Identify the lines that contain the word "React" and copy each one.
## START Recorded data
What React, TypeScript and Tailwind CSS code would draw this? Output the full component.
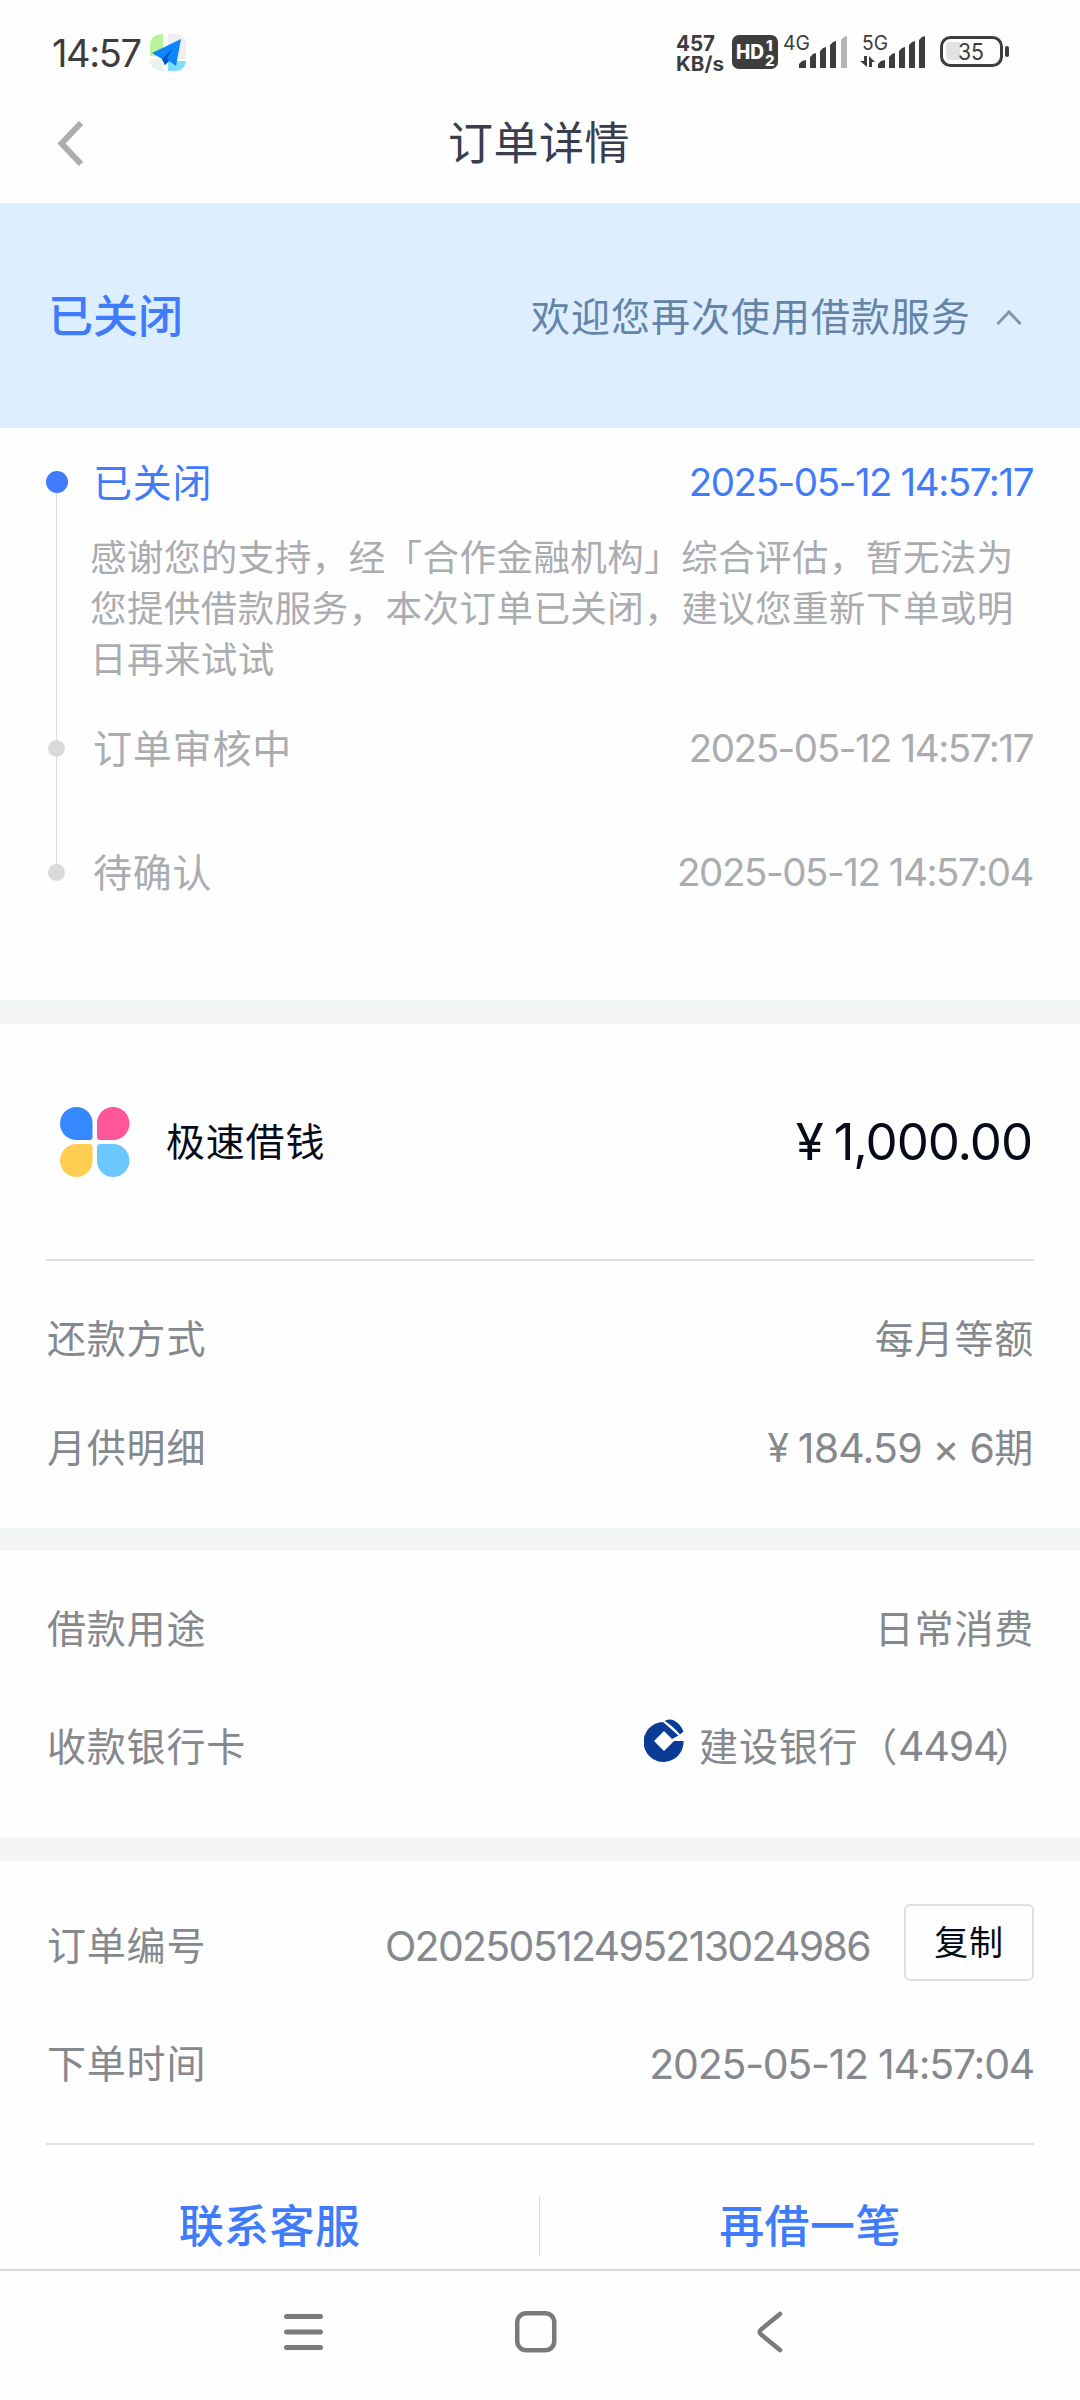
import React from "react";

const INK = "#3d3d3d";

function StatusBar() {
  return (
    <div className="flex h-[86px] items-center pt-[20px] pl-[52px] pr-[70px] text-[#3d3d3d]">
      <span className="w-[97px] text-[38px] leading-none tracking-[-1.4px]">14:57</span>
      <svg width="38" height="40" viewBox="0 0 38 40">
        <path d="M14 1v22H1V13Q1 1 14 1Z" fill="#b9f49a" />
        <path d="M19 1h7q11 0 11 12v13H19Z" fill="#eceef0" />
        <path d="M1 26h13v12Q1 38 1 26Z" fill="#e6f3ee" />
        <path d="M19 28h18q-1 10-11 10h-7Z" fill="#7fdcff" />
        <path d="M32 6 3 20l10 6 3 6 4-4 7 5Z" fill="#0b86fb" />
        <path d="m13 26 3 6 4-4-2-3 6-10Z" fill="#0558c4" />
      </svg>
      <div className="ml-auto flex items-center">
        <svg width="56" height="44" viewBox="0 0 56 44" fill={INK} fontFamily="Inter, sans-serif" fontWeight="700">
          <text x="0" y="20" fontSize="22" textLength="39" lengthAdjust="spacingAndGlyphs">457</text>
          <text x="0" y="40" fontSize="20" textLength="48" lengthAdjust="spacingAndGlyphs">KB/s</text>
        </svg>
        <svg width="52" height="44" viewBox="0 0 52 44" fontFamily="Inter, sans-serif" fontWeight="800" fill="#fff">
          <rect x="0" y="4" width="46" height="34" rx="7" fill={INK} />
          <text x="4" y="28" fontSize="20" textLength="28" lengthAdjust="spacingAndGlyphs">HD</text>
          <text x="34" y="20" fontSize="15" textLength="6">1</text>
          <text x="33" y="35" fontSize="15" textLength="9">2</text>
        </svg>
        <svg width="76" height="44" viewBox="0 0 76 44" fill={INK}>
          <text x="-1" y="19" fontSize="20" fontFamily="Inter, sans-serif" textLength="27" lengthAdjust="spacingAndGlyphs">4G</text>
          <path d="M15 37v-4l3-3 4-1v8ZM26 37V26l3-3 3-1v15ZM36 37V20l3-3 3-1v21ZM46 37V14l3-3 3-1v27Z" />
          <path d="M57 37V9l3-3 3-1v32Z" fill="#b4b4b4" />
        </svg>
        <svg width="80" height="44" viewBox="0 0 80 44" fill={INK}>
          <text x="2" y="19" fontSize="20" fontFamily="Inter, sans-serif" textLength="26" lengthAdjust="spacingAndGlyphs">5G</text>
          <path d="M4 25h3v11L0 30h4ZM9 36V25l6 6h-3v5Z" />
          <path d="M18 37v-4l3-3 4-1v8ZM29 37V26l3-3 3-1v15ZM39 37V20l3-3 3-1v21ZM49 37V14l3-3 3-1v27ZM59 37V9l3-3 3-1v32Z" />
        </svg>
        <svg width="70" height="44" viewBox="0 0 70 44" fill={INK}>
          <rect x="1.500" y="6.500" width="60" height="28" rx="9" fill="none" stroke={INK} strokeWidth="3" />
          <path d="M10 11h10v18H10q-4 0-4-4v-10q0-4 4-4Z" fill="#e2e2e2" />
          <text x="18" y="29" fontSize="23" fontFamily="Inter, sans-serif" textLength="26" lengthAdjust="spacingAndGlyphs">35</text>
          <rect x="65" y="15" width="4" height="11" rx="2" />
        </svg>
      </div>
    </div>
  );
}

function TitleBar() {
  return (
    <div className="grid h-[117px] grid-cols-3 items-center pb-[2px] pl-[54px] pr-[56px]">
      <svg className="-mt-[3px]" width="32" height="48" viewBox="0 0 32 48" fill="none" stroke="#adadb1" strokeWidth="6">
        <path d="M27 5 7.500 25.500 27 46" />
      </svg>
      <h1 className="text-center text-[45px] leading-none tracking-[0.5px] text-[#3a3d4d]">订单详情</h1>
    </div>
  );
}

function Row({ label, children, className }: { label: string; children: React.ReactNode; className: string }) {
  return (
    <div className={`flex items-center justify-between text-[39px] leading-[48px] tracking-[0.8px] text-[#85888d] ${className}`}>
      <span className="pl-px">{label}</span>
      {children}
    </div>
  );
}

function Step({ label, time, active }: { label: string; time: string; active?: boolean }) {
  return (
    <div className={`flex h-[48px] items-center text-[39px] leading-[48px] tracking-[0.8px] ${active ? "text-[#3f7bfa]" : "text-[#aaacb0]"}`}>
      <span className="flex w-[21px] justify-center">
        <i className={active ? "size-[22px] shrink-0 rounded-full bg-[#3f7bfa]" : "size-[17px] rounded-full bg-[#dadada]"} />
      </span>
      <span className="ml-[26px] pt-[2px]">{label}</span>
      <span className="ml-auto text-[38.5px] tracking-[-1.45px]">{time}</span>
    </div>
  );
}

function Gap() {
  return <div className="h-[24px] shrink-0 bg-[#f4f6f6]" />;
}

export default function App() {
  return (
    <div className="flex h-[2400px] w-[1080px] flex-col overflow-hidden bg-[#fefefe] font-['Inter','Noto_Sans_CJK_SC',sans-serif]">
      <StatusBar />
      <TitleBar />

      <div className="flex h-[225px] items-center bg-[#ddeffe] pt-[2px] pl-[48px] pr-[58px]">
        <span className="text-[45px] leading-none font-medium text-[#3f7bfa]">已关闭</span>
        <span className="ml-auto text-[39px] leading-none tracking-[1px] text-[#6483a8]">欢迎您再次使用借款服务</span>
        <svg className="ml-[25px]" width="26" height="18" viewBox="0 0 26 18" fill="none" stroke="#8496a5" strokeWidth="3">
          <path d="M1.500 16 13 4l11.500 12" />
        </svg>
      </div>

      <section className="relative h-[572px] pt-[30px] pl-[46px] pr-[47px]">
        <div className="absolute top-[54px] left-[56px] h-[390px] w-[1px] bg-[#dcdcdc]" />
        <div className="relative">
          <Step label="已关闭" time="2025-05-12 14:57:17" active />
          <p className="mt-[27px] ml-[44px] h-[153px] w-[930px] text-[36.500px] leading-[51px] tracking-[0.450px] text-[#aaacb0]">
            感谢您的支持，经「合作金融机构」综合评估，暂无法为
            <br />
            您提供借款服务，本次订单已关闭，建议您重新下单或明
            <br />
            日再来试试
          </p>
          <div className="mt-[38px]">
            <Step label="订单审核中" time="2025-05-12 14:57:17" />
          </div>
          <div className="mt-[76px]">
            <Step label="待确认" time="2025-05-12 14:57:04" />
          </div>
        </div>
      </section>

      <Gap />

      <section className="h-[504px] px-[46px]">
        <div className="flex h-[237px] items-center border-b-2 border-[#e0e1e3] text-[#060b1a]">
          <svg className="ml-[14px]" width="70" height="70" viewBox="0 0 70 70">
            <path d="M16.500 0A16 16 0 0 1 32.500 16.500V30a3 3 0 0 1-3 3H16.500A16.500 16.500 0 0 1 16.500 0Z" fill="#3688ff" />
            <path d="M53 0A16.500 16.500 0 0 1 53 33H40a3 3 0 0 1-3-3V16.500A16 16 0 0 1 53 0Z" fill="#ff5599" />
            <path d="M16.500 37H29.500a3 3 0 0 1 3 3V53.500A16 16 0 0 1 16.500 70A16.500 16.500 0 0 1 16.500 37Z" fill="#ffcd52" />
            <path d="M40 37H53A16.500 16.500 0 0 1 53 70A16 16 0 0 1 37 53.500V40a3 3 0 0 1 3-3Z" fill="#6cc7ff" />
          </svg>
          <span className="ml-[36px] text-[39px] leading-none tracking-[0.8px]">极速借钱</span>
          <span className="ml-auto flex items-center pr-[2px] text-[51px] leading-none tracking-[-1.100px]">
            <span className="mr-[11px]">¥</span>1,000.00
          </span>
        </div>
        <Row label="还款方式" className="mt-[54px]">
          <span>每月等额</span>
        </Row>
        <Row label="月供明细" className="mt-[61px]">
          <span className="flex">
            <span className="mr-[8px]">¥</span>
            <span className="text-[41px] tracking-[-0.800px]">184.59 × 6</span>
            <span>期</span>
          </span>
        </Row>
      </section>

      <div className="h-[23px] shrink-0 bg-[#f4f6f6]" />

      <section className="h-[286px] px-[46px] pt-[54px]">
        <Row label="借款用途" className="">
          <span>日常消费</span>
        </Row>
        <Row label="收款银行卡" className="mt-[69px]">
          <span className="flex items-center">
            <svg className="mr-[14px] -mt-[13px]" width="41" height="43" viewBox="0 0 41 43" fill="#0a3c97">
              <path d="M19 3A20 20 0 1 0 39.500 22H30L20 32 10 22 20 12 28 20 34.500 16.500Z" />
              <path d="M20.500 2Q26-.5 30 1.500 37 5.500 39.500 12.500L36 15.500Q28 6 20.500 2Z" />
            </svg>
            <span>
              建设银行（<span className="-mr-[4px] text-[41px] tracking-[-1.200px]">4494</span>）
            </span>
          </span>
        </Row>
      </section>

      <Gap />

      <section className="h-[408px]">
        <div className="mx-[46px] h-[284px] border-b-2 border-[#e0e1e3] pt-[43px]">
          <div className="flex h-[77px] items-center text-[39px] leading-[48px] text-[#85888d]">
            <span className="pt-[7px] pl-px tracking-[0.8px]">订单编号</span>
            <span className="ml-auto mr-[34px] pt-[6px] text-[41px] tracking-[-1.700px]">O20250512495213024986</span>
            <button className="h-[77px] w-[130px] rounded-[6px] border-2 border-[#dfe0e2] text-[34px] leading-none tracking-[0.8px] text-[#060b1a]">复制</button>
          </div>
          <Row label="下单时间" className="mt-[59px]">
            <span className="text-[41px] tracking-[-1.250px]">2025-05-12 14:57:04</span>
          </Row>
        </div>
        <div className="mt-[51px] grid h-[60px] grid-cols-2 divide-x divide-[#dcdcdc] text-[45px] leading-[60px] font-medium tracking-[0.4px] text-[#3f7bfa]">
          <button className="pt-px">联系客服</button>
          <button className="pt-px">再借一笔</button>
        </div>
      </section>

      <nav className="flex flex-1 items-start border-t-2 border-[#d9d9d9] pt-[38px]">
        <svg className="ml-[282px]" width="44" height="46" viewBox="0 0 44 46" stroke="#7a7a7a" strokeWidth="5" strokeLinecap="round">
          <path d="M4.500 7.500h34M4.500 23h34M4.500 38.500h34" />
        </svg>
        <svg className="ml-[187px]" width="46" height="46" viewBox="0 0 46 46" fill="none" stroke="#7a7a7a" strokeWidth="4.500">
          <rect x="4.250" y="4.250" width="37" height="37" rx="9" />
        </svg>
        <svg className="ml-[195px]" width="32" height="46" viewBox="0 0 32 46" fill="none" stroke="#7a7a7a" strokeWidth="4.500" strokeLinecap="round" strokeLinejoin="round">
          <path d="M26 5 7 20.500Q4.500 23 7 25.500L26 41" />
        </svg>
      </nav>
    </div>
  );
}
## END Recorded data
§ Answer for this exercise
What React, TypeScript and Tailwind CSS code would draw this? Output the full component.
import React from "react";
function Row({ label, children, className }: { label: string; children: React.ReactNode; className: string }) {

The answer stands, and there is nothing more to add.